== INSTRUCTION ==
In the entries below, identify every line with the string "this" and copy it.

== MATERIAL SUPPLIED ==
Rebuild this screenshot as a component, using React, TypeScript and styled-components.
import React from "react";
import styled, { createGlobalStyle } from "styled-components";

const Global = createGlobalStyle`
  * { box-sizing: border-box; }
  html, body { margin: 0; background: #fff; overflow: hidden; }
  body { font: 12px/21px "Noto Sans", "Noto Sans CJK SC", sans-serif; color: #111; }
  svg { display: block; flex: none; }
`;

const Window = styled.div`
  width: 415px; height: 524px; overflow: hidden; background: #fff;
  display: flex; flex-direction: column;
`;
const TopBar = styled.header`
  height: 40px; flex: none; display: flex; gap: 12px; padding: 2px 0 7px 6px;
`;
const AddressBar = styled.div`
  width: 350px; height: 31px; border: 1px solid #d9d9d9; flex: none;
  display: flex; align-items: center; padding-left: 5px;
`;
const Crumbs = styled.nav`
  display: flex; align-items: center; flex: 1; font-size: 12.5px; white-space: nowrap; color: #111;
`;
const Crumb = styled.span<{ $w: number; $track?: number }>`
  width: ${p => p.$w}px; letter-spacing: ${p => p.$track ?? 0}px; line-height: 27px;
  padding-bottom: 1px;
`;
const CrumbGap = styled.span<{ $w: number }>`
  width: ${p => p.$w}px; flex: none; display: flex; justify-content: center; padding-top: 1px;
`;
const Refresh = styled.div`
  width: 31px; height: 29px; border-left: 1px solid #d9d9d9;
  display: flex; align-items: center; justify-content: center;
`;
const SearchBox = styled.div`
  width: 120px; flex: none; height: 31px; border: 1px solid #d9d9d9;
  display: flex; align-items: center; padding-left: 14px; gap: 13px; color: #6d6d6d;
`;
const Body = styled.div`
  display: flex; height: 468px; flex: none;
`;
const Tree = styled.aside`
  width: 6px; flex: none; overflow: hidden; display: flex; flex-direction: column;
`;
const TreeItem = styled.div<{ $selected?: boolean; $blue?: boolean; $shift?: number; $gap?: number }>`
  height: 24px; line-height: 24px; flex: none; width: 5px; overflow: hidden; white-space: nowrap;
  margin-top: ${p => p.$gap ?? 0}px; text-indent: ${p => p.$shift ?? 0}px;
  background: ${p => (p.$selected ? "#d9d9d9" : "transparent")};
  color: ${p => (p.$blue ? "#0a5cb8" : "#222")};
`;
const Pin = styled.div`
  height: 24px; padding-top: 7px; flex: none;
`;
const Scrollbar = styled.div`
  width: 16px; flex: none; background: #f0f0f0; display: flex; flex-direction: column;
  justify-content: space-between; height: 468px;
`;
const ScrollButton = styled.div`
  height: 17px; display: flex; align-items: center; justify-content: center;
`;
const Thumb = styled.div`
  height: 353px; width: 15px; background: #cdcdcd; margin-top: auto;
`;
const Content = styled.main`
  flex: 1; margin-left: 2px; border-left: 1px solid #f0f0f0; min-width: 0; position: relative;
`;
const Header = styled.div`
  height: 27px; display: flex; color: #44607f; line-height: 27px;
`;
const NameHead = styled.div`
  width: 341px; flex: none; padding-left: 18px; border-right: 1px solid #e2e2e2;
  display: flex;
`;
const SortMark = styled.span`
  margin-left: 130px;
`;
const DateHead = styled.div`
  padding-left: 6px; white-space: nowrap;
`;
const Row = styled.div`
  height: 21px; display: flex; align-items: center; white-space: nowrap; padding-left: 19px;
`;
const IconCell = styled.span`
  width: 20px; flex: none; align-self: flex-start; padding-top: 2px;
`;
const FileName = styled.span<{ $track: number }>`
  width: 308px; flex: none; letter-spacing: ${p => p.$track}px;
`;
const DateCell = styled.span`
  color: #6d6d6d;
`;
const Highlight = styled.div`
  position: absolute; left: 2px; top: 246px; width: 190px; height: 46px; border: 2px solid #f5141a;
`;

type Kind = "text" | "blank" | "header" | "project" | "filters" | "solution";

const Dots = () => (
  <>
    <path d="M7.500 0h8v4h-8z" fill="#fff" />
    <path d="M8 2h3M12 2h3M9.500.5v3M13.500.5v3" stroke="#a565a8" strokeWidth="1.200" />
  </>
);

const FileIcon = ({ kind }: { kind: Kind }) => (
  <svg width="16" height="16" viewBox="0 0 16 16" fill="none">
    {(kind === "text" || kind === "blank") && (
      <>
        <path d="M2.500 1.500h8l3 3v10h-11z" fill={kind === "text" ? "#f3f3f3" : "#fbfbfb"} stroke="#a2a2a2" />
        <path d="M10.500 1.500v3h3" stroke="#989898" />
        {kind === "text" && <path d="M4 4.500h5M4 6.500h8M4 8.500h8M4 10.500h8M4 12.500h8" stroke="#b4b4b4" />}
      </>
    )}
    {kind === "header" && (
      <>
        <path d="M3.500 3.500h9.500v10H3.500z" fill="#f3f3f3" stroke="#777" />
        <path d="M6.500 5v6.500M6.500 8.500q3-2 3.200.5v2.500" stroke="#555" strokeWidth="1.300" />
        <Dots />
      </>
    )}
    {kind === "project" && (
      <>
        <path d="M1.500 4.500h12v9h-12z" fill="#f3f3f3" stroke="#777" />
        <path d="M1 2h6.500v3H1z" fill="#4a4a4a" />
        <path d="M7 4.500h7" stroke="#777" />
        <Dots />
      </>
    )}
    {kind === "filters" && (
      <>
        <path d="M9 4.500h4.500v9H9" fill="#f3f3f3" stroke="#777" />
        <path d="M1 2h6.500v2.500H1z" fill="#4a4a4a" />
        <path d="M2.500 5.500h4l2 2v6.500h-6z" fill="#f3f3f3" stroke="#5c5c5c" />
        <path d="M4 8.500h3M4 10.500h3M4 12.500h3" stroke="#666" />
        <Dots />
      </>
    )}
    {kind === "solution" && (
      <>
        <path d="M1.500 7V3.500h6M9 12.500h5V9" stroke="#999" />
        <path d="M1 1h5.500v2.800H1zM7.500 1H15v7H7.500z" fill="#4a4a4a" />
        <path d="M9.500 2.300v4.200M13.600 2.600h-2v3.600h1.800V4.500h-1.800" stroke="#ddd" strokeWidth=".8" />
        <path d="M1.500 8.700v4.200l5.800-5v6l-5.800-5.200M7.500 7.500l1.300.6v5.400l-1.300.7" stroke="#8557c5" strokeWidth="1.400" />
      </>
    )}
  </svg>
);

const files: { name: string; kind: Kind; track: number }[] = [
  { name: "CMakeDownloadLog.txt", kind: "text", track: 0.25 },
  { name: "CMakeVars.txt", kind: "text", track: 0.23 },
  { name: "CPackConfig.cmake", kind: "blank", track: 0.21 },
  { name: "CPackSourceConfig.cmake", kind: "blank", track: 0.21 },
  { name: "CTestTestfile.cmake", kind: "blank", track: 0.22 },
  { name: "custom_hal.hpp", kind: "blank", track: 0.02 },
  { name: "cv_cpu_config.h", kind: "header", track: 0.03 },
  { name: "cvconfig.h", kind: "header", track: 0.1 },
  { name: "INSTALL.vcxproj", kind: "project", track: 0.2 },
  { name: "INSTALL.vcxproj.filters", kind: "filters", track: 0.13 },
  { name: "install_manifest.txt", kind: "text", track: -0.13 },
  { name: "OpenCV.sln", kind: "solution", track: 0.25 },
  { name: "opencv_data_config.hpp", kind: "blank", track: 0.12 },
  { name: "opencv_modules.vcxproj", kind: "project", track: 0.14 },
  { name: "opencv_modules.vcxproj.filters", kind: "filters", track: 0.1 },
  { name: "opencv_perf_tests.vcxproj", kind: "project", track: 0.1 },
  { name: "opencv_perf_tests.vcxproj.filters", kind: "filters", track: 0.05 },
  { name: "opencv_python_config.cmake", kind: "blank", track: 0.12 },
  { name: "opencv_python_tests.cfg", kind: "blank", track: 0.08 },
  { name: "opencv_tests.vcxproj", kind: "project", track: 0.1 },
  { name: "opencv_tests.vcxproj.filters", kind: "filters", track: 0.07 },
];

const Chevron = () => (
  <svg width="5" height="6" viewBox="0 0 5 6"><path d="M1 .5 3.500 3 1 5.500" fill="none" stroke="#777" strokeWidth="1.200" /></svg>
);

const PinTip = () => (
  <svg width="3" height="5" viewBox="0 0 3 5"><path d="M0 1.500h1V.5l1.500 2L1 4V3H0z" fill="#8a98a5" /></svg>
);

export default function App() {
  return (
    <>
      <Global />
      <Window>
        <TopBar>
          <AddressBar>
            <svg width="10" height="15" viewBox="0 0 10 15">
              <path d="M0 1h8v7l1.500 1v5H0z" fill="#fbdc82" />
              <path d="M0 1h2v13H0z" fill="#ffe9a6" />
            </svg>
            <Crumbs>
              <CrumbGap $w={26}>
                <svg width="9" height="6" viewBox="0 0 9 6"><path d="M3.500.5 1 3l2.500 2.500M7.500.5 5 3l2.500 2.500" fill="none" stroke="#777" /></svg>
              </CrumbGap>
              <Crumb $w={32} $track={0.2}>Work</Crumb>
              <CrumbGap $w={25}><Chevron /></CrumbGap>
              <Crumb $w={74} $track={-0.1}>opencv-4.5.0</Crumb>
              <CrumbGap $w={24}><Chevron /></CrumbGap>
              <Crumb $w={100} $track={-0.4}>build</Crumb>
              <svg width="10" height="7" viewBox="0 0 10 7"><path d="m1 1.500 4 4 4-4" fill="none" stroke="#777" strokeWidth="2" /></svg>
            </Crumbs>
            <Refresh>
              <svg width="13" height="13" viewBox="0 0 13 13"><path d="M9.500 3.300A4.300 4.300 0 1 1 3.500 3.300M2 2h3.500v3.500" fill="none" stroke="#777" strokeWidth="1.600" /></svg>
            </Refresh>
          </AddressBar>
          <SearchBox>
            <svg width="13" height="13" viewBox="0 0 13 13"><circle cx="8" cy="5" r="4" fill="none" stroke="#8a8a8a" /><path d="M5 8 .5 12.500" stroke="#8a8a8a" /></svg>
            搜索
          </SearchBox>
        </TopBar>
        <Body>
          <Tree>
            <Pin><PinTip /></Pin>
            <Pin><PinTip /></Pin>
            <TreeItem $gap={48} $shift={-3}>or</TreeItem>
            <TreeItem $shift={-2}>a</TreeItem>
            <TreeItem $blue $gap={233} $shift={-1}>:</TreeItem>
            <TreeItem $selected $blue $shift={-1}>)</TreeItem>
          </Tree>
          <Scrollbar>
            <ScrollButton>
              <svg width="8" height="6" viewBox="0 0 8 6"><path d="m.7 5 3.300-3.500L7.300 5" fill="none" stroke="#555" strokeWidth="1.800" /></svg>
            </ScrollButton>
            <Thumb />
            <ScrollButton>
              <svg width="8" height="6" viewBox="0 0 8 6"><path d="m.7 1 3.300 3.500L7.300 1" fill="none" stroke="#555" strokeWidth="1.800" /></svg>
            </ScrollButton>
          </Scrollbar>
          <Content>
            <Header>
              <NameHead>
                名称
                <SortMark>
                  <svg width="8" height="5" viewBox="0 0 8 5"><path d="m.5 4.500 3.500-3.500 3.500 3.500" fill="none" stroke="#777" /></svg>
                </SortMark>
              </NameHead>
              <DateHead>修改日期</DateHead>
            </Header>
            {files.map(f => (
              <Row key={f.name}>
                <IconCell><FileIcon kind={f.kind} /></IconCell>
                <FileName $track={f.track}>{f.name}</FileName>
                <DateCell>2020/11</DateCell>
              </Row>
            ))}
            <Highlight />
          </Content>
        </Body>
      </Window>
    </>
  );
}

---

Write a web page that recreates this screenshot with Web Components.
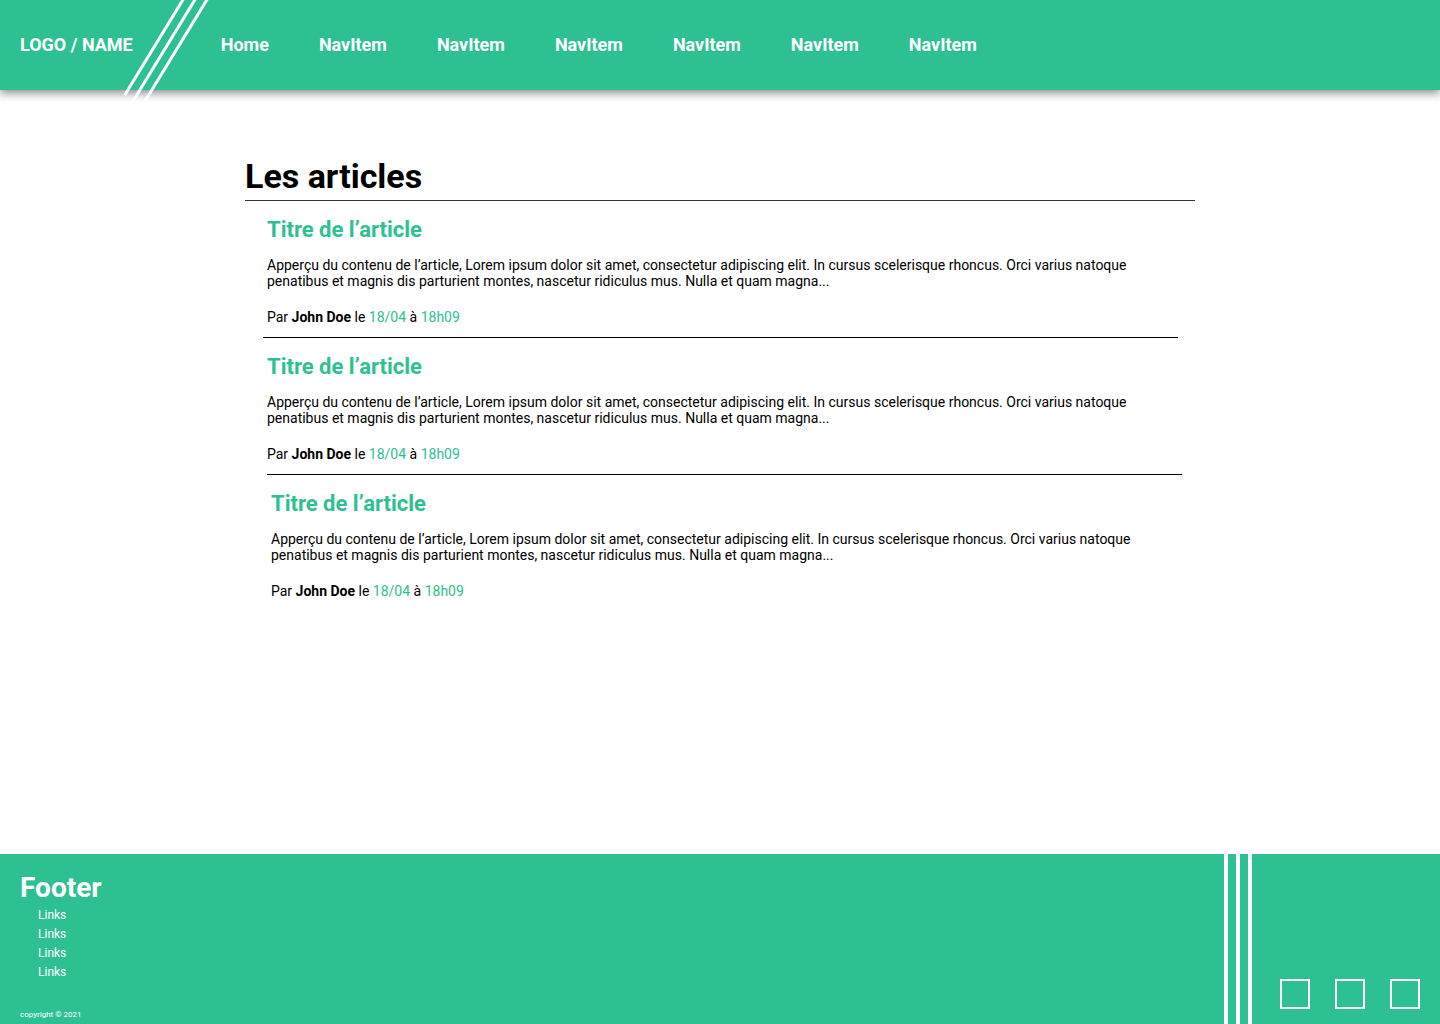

== COMPLETE OUTPUT ==
Rebuild this screenshot as a component, using React, TypeScript and styled-components.
Write a web page that recreates this screenshot with Web Components.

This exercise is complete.